WHAT IS EXPECTED
Go through the material and pull out every line with the string "styles" in it.

** Start of RECORD SET **

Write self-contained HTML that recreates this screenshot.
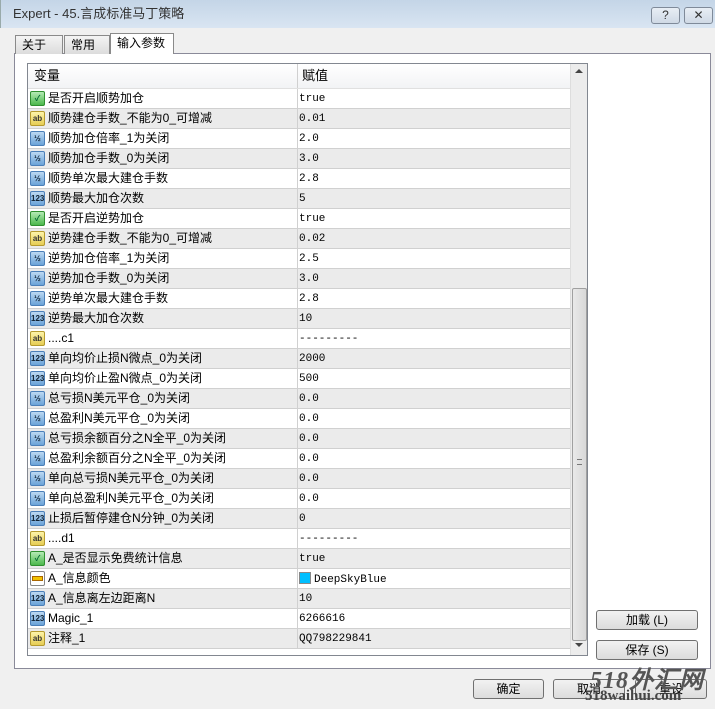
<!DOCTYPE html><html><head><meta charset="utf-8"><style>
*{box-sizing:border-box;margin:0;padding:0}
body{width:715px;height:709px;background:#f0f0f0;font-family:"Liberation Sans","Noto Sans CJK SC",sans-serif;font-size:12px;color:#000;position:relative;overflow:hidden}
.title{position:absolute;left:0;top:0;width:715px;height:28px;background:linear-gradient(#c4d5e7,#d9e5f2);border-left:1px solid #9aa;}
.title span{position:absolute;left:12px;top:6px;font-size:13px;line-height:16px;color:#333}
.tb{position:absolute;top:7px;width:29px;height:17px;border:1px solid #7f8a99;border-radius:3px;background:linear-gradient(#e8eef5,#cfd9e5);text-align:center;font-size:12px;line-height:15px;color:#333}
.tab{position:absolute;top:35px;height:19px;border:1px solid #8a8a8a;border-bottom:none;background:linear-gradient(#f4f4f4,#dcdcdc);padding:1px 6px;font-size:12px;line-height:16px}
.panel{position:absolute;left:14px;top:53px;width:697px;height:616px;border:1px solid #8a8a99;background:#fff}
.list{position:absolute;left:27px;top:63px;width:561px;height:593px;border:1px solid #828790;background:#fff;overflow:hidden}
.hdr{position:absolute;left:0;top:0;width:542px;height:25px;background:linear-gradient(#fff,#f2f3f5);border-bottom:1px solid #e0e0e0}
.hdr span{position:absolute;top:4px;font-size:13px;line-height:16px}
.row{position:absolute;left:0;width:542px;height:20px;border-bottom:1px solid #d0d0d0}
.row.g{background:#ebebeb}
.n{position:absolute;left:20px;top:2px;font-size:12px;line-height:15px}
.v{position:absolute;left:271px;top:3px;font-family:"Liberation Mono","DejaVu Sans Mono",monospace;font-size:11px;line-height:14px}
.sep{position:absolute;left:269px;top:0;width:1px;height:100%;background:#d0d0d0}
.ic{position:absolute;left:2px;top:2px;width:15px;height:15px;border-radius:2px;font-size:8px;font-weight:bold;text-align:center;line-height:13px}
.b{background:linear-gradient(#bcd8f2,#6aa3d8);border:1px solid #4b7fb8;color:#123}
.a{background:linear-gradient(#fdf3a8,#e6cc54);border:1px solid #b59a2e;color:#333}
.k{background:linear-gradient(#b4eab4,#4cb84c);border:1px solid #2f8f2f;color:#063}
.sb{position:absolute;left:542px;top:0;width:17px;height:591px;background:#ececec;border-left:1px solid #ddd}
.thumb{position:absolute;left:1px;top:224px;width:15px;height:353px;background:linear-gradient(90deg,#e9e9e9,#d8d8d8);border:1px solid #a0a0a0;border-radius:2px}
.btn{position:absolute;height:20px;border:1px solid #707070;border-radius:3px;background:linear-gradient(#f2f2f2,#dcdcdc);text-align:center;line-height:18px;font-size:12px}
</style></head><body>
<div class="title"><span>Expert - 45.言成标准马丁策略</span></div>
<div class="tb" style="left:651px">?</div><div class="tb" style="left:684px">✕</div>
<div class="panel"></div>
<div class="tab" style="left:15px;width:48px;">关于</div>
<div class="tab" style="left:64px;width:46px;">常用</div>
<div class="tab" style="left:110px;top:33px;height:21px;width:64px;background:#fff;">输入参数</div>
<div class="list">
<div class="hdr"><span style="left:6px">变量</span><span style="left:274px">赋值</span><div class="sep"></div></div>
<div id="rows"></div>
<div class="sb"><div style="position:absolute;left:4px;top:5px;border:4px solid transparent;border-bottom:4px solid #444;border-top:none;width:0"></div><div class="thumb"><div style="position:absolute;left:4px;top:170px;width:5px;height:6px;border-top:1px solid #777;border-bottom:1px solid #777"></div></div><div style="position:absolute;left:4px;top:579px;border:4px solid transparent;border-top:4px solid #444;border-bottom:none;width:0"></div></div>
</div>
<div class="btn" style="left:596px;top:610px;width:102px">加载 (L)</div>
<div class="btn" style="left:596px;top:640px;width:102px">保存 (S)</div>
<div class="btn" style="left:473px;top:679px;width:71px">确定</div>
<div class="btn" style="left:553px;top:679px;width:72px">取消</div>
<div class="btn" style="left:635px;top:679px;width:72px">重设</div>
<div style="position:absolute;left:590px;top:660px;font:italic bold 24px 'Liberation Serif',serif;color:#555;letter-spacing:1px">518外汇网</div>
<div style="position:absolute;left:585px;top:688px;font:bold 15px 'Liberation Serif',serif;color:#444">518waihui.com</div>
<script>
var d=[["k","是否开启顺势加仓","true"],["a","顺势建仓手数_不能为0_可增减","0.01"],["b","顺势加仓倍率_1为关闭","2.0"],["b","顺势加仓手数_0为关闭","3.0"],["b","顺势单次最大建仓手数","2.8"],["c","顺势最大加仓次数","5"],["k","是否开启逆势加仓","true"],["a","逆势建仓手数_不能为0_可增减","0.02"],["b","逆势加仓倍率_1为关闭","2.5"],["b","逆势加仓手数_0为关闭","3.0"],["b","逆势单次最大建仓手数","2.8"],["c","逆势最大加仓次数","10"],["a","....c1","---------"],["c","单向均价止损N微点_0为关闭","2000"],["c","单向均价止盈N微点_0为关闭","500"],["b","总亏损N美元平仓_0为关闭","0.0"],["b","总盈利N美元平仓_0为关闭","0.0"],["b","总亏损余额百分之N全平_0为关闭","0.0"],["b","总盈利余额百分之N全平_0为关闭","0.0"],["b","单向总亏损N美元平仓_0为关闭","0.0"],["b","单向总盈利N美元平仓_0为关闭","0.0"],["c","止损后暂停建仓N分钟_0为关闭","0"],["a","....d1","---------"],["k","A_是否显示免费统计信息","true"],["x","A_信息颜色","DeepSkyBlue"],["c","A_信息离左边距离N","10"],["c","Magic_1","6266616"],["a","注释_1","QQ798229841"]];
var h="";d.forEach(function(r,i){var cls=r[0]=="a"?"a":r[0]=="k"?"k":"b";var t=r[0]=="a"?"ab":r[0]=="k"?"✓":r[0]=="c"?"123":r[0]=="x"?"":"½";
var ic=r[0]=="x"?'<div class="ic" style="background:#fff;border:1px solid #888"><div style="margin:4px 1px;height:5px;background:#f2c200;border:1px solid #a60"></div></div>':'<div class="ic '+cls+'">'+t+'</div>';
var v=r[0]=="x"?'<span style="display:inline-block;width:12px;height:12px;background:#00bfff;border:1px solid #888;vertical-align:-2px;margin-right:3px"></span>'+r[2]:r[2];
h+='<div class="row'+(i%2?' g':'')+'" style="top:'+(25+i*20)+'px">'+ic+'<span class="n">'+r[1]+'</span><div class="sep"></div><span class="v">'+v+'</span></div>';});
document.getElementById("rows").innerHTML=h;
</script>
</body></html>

** End of RECORD SET **
** Start of RECORD SET **

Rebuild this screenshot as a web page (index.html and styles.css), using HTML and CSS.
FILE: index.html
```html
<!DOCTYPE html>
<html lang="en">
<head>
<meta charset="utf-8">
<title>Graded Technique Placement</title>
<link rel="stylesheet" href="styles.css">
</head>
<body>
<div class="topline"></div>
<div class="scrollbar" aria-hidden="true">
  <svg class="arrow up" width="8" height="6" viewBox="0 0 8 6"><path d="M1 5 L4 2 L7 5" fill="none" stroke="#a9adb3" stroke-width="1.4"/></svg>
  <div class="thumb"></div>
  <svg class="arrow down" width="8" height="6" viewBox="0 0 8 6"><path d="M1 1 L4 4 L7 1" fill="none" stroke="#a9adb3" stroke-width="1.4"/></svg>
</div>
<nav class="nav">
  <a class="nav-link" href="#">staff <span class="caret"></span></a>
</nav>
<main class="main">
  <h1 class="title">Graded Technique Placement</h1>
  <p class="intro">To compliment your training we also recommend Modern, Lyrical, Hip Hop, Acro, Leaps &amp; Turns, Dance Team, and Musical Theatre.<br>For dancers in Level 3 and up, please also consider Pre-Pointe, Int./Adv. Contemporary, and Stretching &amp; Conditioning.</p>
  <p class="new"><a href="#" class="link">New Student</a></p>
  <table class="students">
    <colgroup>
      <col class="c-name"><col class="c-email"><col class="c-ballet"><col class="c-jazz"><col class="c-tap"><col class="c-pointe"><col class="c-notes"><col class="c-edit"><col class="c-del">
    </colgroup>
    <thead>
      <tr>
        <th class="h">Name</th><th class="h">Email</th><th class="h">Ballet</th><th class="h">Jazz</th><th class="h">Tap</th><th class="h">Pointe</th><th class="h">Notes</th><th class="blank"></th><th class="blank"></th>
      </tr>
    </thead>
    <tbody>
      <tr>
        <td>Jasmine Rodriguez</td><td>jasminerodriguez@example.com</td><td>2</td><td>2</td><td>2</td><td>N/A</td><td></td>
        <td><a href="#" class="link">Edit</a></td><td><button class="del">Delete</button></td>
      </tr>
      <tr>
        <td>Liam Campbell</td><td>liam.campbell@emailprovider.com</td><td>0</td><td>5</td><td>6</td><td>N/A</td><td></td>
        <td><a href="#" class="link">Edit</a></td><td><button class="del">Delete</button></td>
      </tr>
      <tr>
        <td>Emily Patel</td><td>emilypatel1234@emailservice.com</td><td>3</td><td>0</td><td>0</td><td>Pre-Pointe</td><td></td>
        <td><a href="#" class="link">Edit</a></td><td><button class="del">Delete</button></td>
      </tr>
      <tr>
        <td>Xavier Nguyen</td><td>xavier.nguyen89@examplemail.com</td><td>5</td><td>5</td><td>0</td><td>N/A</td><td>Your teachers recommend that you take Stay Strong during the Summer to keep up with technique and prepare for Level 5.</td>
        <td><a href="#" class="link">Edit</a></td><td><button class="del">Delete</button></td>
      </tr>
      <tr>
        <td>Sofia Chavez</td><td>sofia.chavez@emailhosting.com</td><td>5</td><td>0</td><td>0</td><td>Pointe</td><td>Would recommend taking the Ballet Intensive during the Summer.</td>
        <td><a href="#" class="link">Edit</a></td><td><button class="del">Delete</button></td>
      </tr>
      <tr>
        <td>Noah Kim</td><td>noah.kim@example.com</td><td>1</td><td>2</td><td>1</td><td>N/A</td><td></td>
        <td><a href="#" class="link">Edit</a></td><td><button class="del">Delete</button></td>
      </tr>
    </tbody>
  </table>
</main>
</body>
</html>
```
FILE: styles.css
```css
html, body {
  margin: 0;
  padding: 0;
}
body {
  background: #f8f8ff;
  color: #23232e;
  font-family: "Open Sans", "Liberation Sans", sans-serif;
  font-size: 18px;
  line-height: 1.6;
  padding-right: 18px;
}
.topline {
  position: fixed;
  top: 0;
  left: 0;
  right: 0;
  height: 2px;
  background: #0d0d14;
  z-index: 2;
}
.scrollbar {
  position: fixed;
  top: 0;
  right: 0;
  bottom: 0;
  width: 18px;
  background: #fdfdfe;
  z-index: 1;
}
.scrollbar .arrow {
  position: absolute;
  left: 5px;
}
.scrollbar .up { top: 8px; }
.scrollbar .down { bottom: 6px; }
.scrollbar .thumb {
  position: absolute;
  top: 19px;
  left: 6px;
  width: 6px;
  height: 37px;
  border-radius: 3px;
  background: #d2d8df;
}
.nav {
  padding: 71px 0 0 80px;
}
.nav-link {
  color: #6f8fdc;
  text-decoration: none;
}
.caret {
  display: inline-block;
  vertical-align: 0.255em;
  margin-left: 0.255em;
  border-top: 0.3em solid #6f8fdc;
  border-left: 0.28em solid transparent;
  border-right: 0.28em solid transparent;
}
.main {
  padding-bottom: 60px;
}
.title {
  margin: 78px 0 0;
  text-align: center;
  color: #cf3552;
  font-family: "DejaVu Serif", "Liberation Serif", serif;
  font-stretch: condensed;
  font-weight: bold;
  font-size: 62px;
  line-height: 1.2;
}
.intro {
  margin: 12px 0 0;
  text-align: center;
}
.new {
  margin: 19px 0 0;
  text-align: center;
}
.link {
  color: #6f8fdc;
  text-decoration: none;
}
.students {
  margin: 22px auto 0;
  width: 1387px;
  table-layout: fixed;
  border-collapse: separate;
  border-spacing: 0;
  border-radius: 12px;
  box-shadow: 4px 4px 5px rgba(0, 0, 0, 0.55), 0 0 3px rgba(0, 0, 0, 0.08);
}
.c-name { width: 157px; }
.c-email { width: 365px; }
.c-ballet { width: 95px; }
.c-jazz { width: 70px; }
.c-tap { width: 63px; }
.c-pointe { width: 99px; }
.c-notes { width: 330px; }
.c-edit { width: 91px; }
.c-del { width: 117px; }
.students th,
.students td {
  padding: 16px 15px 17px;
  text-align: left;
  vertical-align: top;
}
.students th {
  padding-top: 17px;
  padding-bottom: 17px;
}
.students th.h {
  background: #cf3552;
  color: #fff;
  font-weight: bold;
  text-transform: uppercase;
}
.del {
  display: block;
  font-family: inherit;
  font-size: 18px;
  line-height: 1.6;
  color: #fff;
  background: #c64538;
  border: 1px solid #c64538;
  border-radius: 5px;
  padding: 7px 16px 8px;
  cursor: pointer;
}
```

** End of RECORD SET **

REPLY TO THE TASK
Rebuild this screenshot as a web page (index.html and styles.css), using HTML and CSS.
<link rel="stylesheet" href="styles.css">
FILE: styles.css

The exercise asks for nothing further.